Anyway, we'll see how it works, if I can get it to work. I suspect all the extra incremental maintenance and de-referencing is going to slow things down enough that it won't be any faster in the end than what I have now (which is basically just a perft routine at present - no qsearch and no positional eval). The piece lists should help tremendously in qsearch move generation and positional eval though, so hopefully it's worth the extra complexity.

[zd3nik]

Iterate through captured piece is not so expensive as iterate all over the board. You can use a flag (it's the faster solution) but you can also avoid using a captured flag at all, if you store in the chessboard the index of any piece and in the piece list the index to the related squares. When you capture a piece, you can avoid to update captured flag if you just test the piece index on the square against the index of the piece itself: if don't match then the piece has been captured:

Code: Select all

loop i through piece list
  square = piece[i]
  index = board[square]
  if index not equal to i then captured

This would add a read of the board for any piece but would save the update of the captured flag at any capture move and relative undo.

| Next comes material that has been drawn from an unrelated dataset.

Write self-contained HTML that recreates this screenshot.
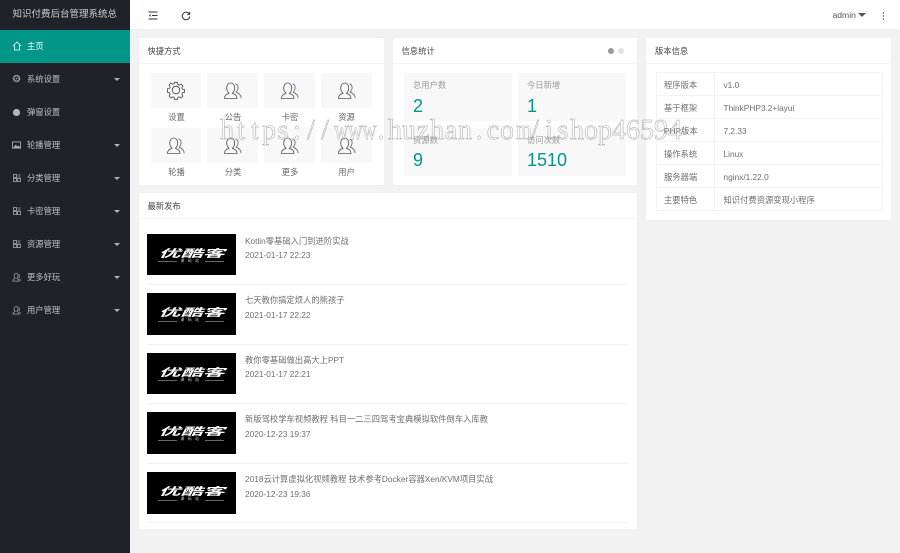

I realize it would be faster than iterating over every square on the board. I was just stating I think it's unnecessary because you can just compact the lists when a piece is removed.

Another way to avoid captured flag could be to exchange the captured piece (in piece list) with the last one on the piece list of the same color and then diminish the pieces count. Of course you should update the board index for the last piece that you have exchanged:

Code: Select all

idx = index of captured piece
last = index of last piece
exchange piece[idx] with piece[last]
square = piece[idx] (now it is the one who was the last)
board[square] = idx
decrement number of pieces

That way you don't iterate over the captured piece anymore. You can do the same when you undo the capture move.

I've used this on some version of Drago but I don't remember if they were fast than iterate over captured pieces.

And this is what I mean by compacting the lists (I first called it truncating, but let's stick with compacting).